From EveningTribune.com, “Rollover device on tractor saved Woodhull man’s life” by Justin Head, 3 Apri 2011.
Woodhull, NY — It was one of the the scariest moments in Anthony Marco’s life.
Last summer, Marco, a 25-year-old dairy farmer from Woodhull, rolled a six-ton tractor while working on his 300 acre farm. Thanks to the installation of a rollover protective structure (ROPS device) on his tractor through a program sponsored by the New York Center for Agricultural Medicine and Health, Marco walked away unharmed.
“I was very fortunate,” he said. “It prevented (the tractor) from going all the way over and got the tractor upright. If it hadn’t been on it would have probably rolled over and broke my neck.”
The ROPS device is basically a steel post that varies in size and is secured to tractors or other small vehicles in order to stabilize the vehicle in case of an overturn.
Marco read about the ROPS program in the Country Folks Newspaper and applied for a grant soon after.
“We’ve wanted to put one on the tractor for a long time, but if it hadn’t been for the government paying for it we probably wouldn’t have been able to afford it,” he said.
NYCAMH asserts the device is “99 percent effective in preventing harm to the operator in the event of an overturn.” The device costs around $2,500-$3,000 and can be burdensome for cash-strapped farmers.
Although there is no doubt ROPS saves lives, federal budget cuts are being considered in Congress that would terminate NYCAMH’s funding for ROPS and many other farm safety programs.

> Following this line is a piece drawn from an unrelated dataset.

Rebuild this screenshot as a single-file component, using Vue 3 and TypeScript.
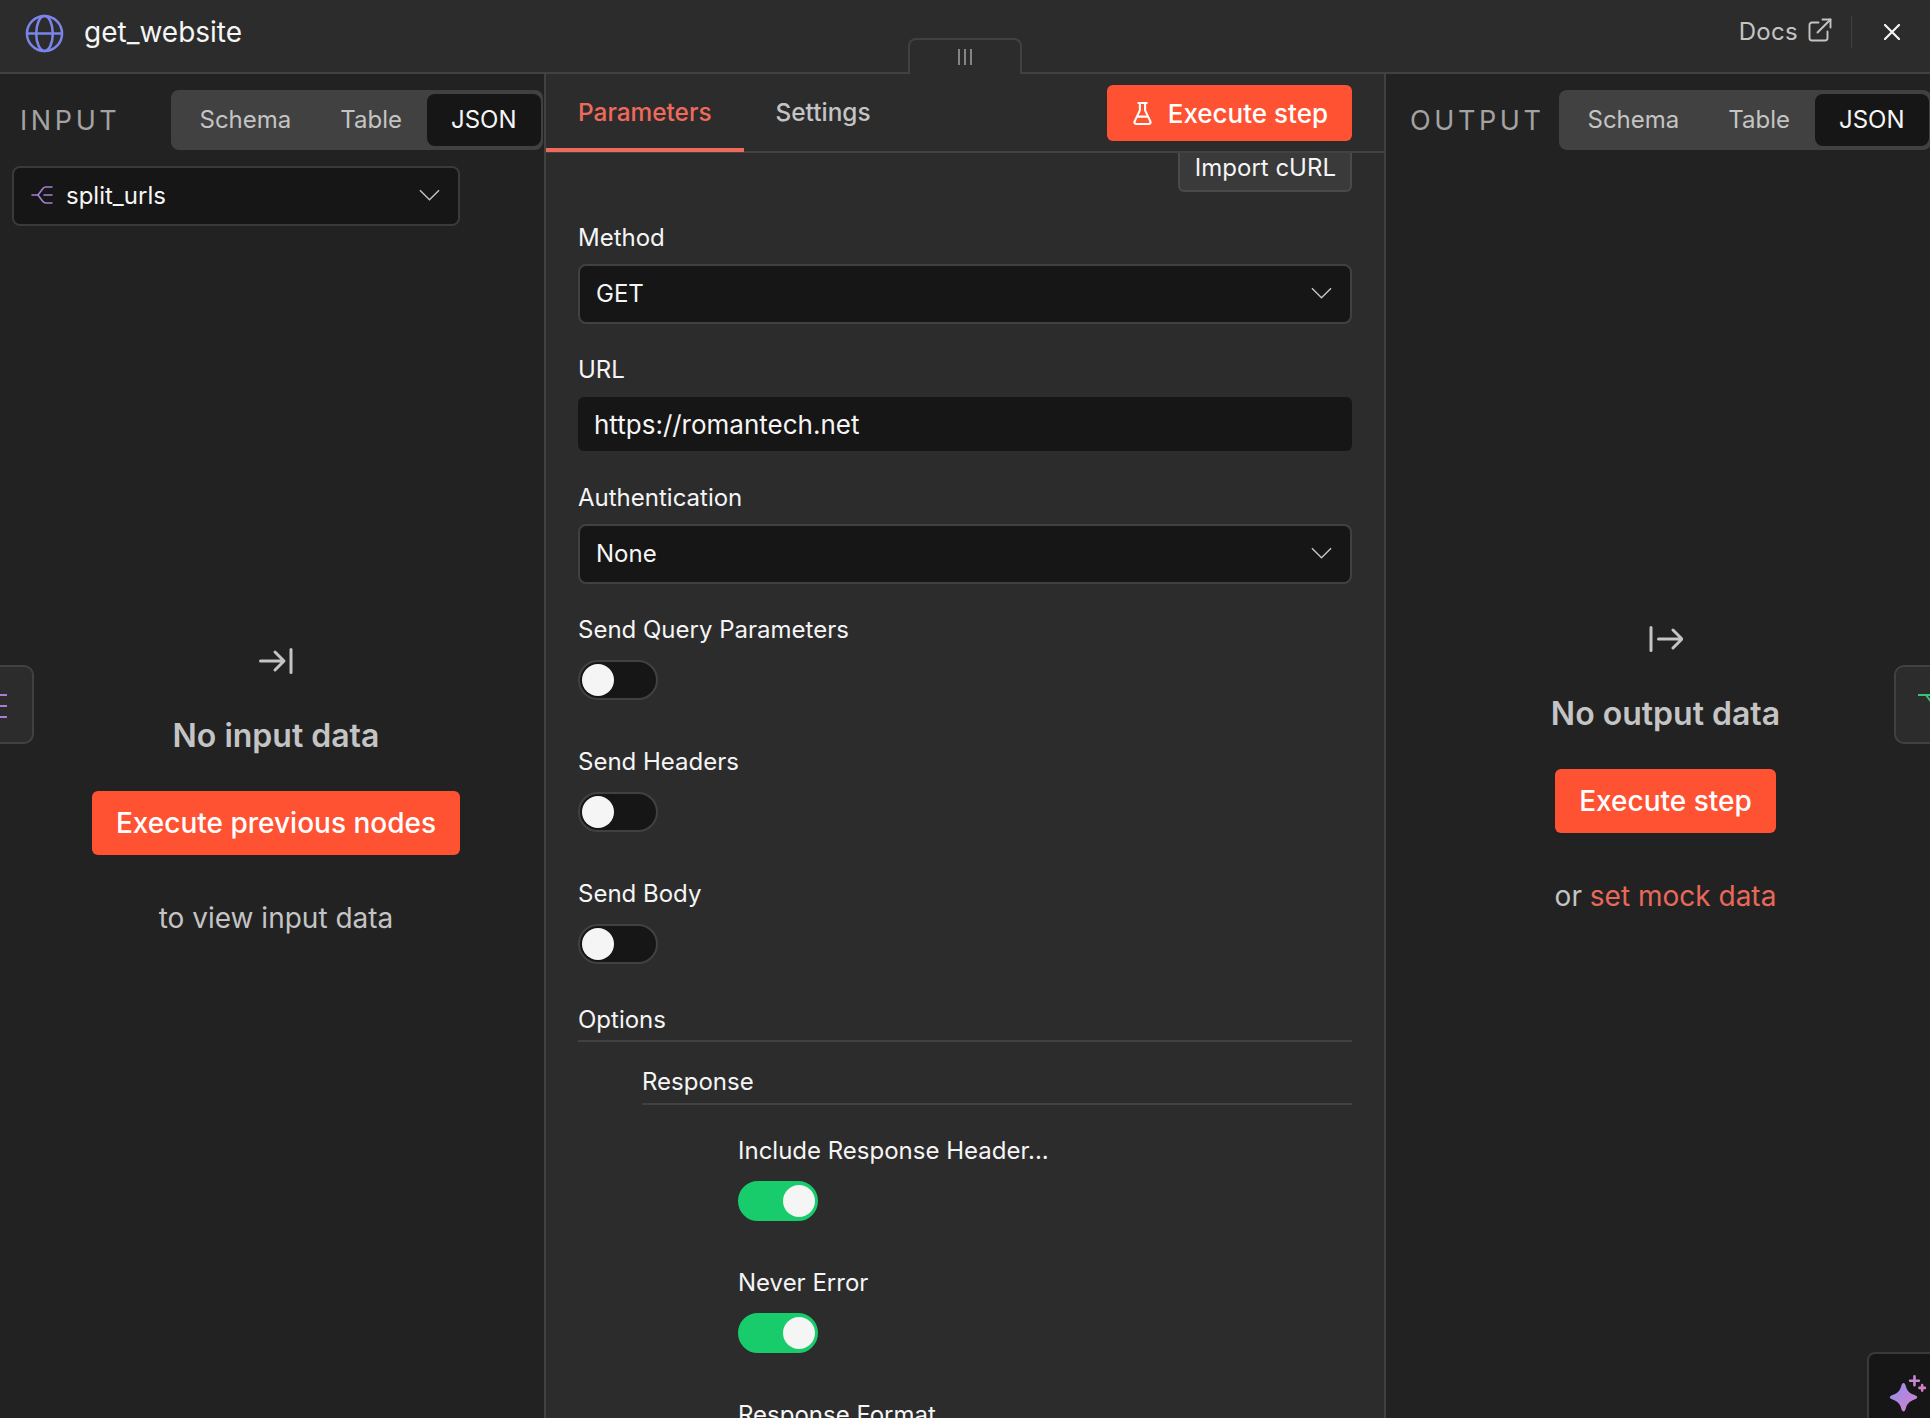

NYCAMH refunds farmers up to $765 of the cost of installing a ROPS device. A seatbelt is also included with the rollbar.
“ROPS is just one of many life-saving programs sponsored by NYCAMH. For nearly 25 years, the organization has worked with New York farmers to decrease the number of farmers killed and injured on the job, address worksite hazards, prevent costly injuries and reduce workers compensation costs,” reads a press release.
NYCAMH is funded by the National Institutes of Occupational Safety and Health Agriculture, Forestry and Fishing (NIOSH AFF) Program. Despite great success, the NIOSH AFF Program has been targeted for termination in the 2012 federal budget.
Farmers and farm safety advocates have been in contact with state congressman to ask that NYCAMH’s funding be reinstated.
“Interestingly, mining safety research has not been cut from the proposed budget, but the agricultural fatality rate is twice that of mining and the at-risk farming population is 10 times as large,” said Julie Sorensen, a NYCAMH researcher, in a press release. “All workers in high- risk industries, including farming and mining, should receive adequate protections.”
NYCAMH is encouraging farmers and those who consume farm products to call Sen. Kirsten Gillibrand at 202-224-3671 and Sen. Chuck Schumer at 202-224-6542 and ask that funding for the NIOSH AFF Program remain intact.